From the first line of the data below through the line bearing "const COLUMN = 43;", reproduce each line exactly; do not include pictures.

_____

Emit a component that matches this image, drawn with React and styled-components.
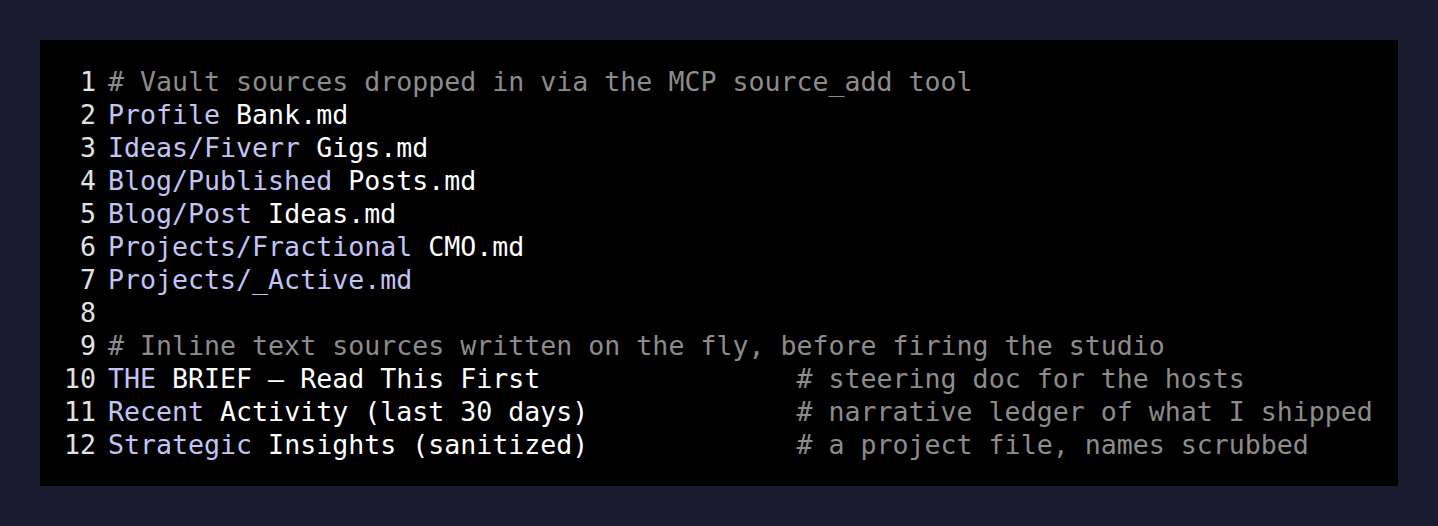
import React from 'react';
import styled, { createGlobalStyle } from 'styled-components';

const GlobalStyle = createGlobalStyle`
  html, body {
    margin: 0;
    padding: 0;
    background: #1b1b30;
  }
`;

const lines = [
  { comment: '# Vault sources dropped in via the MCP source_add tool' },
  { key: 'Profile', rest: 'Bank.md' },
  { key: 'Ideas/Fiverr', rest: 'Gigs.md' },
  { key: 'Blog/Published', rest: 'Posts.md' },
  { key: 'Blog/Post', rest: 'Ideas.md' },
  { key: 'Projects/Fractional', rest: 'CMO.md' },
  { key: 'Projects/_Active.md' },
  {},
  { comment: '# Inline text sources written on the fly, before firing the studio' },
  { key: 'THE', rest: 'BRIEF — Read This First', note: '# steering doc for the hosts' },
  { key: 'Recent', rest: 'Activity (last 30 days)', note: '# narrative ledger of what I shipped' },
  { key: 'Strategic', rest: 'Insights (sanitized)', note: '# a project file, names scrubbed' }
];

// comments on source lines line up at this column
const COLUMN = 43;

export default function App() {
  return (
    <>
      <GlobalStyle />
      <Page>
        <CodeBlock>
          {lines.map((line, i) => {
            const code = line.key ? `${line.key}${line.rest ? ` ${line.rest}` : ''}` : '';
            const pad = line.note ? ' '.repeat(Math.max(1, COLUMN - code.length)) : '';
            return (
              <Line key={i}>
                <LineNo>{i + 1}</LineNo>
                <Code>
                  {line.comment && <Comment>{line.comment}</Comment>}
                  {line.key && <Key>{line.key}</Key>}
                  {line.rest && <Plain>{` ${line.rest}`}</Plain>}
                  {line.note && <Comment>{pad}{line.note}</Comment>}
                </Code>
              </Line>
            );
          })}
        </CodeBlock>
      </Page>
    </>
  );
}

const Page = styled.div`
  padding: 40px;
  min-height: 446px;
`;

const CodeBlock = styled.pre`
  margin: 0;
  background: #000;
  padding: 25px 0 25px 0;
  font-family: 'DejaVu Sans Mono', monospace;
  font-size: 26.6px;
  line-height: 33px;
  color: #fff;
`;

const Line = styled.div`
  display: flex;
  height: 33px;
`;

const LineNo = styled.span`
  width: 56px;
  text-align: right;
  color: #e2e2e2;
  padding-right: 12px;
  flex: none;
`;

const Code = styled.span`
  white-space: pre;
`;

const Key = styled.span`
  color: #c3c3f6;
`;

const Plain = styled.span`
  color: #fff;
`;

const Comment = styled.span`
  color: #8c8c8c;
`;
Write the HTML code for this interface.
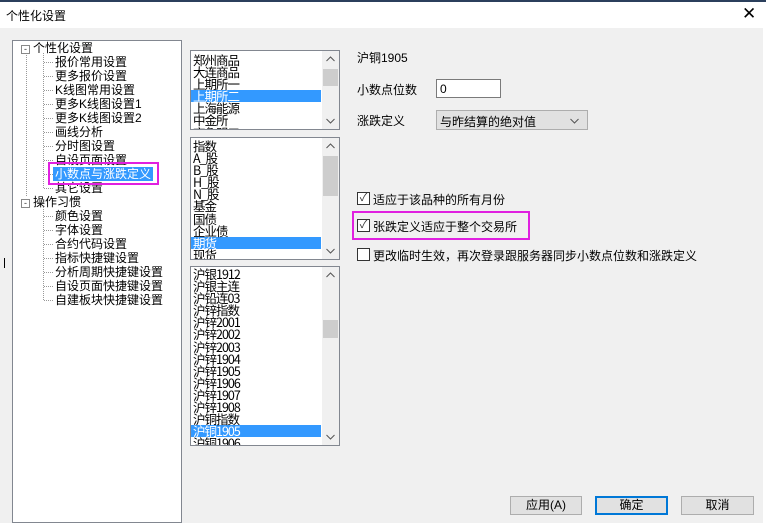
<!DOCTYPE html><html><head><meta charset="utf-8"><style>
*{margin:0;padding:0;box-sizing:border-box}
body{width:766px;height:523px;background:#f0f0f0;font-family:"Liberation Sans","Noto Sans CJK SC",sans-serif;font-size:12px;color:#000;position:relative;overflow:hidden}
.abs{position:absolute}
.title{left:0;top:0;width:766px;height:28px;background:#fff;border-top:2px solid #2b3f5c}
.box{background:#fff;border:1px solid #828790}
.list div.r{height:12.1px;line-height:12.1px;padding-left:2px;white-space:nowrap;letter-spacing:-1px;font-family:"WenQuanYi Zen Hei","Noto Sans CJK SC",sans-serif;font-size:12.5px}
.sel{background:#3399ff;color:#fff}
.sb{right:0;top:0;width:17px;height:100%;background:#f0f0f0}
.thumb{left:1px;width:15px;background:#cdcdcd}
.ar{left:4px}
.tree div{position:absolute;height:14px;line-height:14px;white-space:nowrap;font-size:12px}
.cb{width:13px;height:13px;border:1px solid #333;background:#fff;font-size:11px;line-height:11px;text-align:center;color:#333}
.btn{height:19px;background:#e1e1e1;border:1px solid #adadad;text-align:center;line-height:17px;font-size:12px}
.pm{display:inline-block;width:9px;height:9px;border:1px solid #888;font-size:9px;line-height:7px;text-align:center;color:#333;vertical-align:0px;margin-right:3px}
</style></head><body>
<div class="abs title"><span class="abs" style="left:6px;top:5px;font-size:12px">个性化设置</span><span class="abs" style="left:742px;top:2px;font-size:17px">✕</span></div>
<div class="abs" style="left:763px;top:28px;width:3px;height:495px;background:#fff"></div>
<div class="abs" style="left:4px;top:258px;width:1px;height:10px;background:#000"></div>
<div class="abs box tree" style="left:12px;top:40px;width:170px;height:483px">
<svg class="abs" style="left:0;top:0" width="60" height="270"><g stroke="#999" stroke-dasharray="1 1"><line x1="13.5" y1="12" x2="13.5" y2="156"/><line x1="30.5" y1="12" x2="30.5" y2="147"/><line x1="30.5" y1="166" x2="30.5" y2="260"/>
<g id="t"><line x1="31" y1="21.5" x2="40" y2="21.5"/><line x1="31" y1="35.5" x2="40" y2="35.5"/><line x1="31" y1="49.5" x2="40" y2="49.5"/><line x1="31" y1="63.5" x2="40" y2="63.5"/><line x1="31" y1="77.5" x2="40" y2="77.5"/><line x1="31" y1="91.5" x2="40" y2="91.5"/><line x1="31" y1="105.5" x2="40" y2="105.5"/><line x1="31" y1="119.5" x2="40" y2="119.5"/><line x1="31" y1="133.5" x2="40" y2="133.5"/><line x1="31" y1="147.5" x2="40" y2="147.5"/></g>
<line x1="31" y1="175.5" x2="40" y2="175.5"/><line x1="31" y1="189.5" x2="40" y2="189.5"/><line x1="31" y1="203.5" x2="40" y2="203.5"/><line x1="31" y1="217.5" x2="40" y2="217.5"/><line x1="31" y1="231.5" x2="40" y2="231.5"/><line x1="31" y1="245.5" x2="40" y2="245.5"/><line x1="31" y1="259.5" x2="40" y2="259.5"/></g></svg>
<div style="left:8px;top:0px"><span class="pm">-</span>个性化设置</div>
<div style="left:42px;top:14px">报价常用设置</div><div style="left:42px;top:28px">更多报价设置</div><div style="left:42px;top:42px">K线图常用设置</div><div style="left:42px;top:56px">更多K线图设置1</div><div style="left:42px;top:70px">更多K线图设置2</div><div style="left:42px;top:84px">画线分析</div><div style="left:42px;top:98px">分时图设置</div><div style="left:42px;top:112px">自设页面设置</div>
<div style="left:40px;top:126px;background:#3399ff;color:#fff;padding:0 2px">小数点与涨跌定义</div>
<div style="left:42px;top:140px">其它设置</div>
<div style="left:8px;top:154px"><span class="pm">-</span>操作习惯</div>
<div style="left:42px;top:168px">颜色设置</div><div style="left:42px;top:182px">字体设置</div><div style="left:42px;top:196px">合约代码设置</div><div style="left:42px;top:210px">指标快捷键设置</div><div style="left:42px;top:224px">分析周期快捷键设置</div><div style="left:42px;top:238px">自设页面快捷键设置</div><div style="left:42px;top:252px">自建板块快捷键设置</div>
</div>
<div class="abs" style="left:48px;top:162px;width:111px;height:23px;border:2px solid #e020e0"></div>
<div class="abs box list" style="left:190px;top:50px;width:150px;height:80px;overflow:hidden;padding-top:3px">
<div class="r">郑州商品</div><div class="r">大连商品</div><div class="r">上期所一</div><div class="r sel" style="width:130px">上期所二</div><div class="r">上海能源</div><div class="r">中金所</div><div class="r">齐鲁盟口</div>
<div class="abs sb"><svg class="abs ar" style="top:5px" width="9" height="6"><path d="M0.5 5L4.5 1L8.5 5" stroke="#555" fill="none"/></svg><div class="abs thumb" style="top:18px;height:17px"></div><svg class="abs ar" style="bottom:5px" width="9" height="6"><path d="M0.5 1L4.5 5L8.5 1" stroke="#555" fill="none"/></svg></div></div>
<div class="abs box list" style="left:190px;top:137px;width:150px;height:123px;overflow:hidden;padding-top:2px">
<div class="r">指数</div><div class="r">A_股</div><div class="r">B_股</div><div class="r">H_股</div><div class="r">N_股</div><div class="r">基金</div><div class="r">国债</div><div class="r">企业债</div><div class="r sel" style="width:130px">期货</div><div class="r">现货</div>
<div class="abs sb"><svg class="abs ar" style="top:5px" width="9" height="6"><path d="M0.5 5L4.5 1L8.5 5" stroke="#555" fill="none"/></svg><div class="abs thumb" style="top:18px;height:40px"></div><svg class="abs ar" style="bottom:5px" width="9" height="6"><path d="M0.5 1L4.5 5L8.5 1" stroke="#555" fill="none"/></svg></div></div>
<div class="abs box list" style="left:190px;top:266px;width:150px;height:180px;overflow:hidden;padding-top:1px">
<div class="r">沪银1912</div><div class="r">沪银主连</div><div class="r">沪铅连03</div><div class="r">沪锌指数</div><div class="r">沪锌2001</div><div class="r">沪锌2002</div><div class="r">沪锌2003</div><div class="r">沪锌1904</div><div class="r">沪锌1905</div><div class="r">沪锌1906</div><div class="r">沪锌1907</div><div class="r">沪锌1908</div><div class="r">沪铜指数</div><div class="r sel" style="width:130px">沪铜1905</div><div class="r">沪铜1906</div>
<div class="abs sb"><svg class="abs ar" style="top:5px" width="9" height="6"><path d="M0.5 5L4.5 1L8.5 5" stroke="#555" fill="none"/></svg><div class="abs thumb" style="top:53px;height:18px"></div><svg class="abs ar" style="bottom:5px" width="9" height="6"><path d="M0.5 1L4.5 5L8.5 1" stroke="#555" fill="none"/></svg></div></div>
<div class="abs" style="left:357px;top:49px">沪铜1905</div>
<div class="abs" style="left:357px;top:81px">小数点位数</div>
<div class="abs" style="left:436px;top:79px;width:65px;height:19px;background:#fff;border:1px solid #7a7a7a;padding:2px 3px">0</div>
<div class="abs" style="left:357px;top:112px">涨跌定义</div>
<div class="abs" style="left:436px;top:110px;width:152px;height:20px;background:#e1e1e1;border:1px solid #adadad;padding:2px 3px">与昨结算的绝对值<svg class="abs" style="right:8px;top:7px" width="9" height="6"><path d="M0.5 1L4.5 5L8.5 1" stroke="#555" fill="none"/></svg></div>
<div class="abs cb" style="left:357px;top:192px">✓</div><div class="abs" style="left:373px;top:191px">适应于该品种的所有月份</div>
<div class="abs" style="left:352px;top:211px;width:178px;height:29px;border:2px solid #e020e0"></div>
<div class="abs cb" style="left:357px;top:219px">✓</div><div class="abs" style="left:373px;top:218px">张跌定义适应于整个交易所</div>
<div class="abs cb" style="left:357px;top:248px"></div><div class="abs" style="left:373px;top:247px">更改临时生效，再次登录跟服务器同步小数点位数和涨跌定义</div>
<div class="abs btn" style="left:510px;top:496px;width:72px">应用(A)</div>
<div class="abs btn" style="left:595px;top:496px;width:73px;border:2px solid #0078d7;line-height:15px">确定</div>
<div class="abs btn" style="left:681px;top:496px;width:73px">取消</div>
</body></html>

_____

SOLVED PROBLEM:
Emit a component that matches this image, drawn with React and styled-components.
import React from 'react';
import styled, { createGlobalStyle } from 'styled-components';

const GlobalStyle = createGlobalStyle`
  html, body {
    margin: 0;
    padding: 0;
    background: #1b1b30;
  }
`;

const lines = [
  { comment: '# Vault sources dropped in via the MCP source_add tool' },
  { key: 'Profile', rest: 'Bank.md' },
  { key: 'Ideas/Fiverr', rest: 'Gigs.md' },
  { key: 'Blog/Published', rest: 'Posts.md' },
  { key: 'Blog/Post', rest: 'Ideas.md' },
  { key: 'Projects/Fractional', rest: 'CMO.md' },
  { key: 'Projects/_Active.md' },
  {},
  { comment: '# Inline text sources written on the fly, before firing the studio' },
  { key: 'THE', rest: 'BRIEF — Read This First', note: '# steering doc for the hosts' },
  { key: 'Recent', rest: 'Activity (last 30 days)', note: '# narrative ledger of what I shipped' },
  { key: 'Strategic', rest: 'Insights (sanitized)', note: '# a project file, names scrubbed' }
];

// comments on source lines line up at this column
const COLUMN = 43;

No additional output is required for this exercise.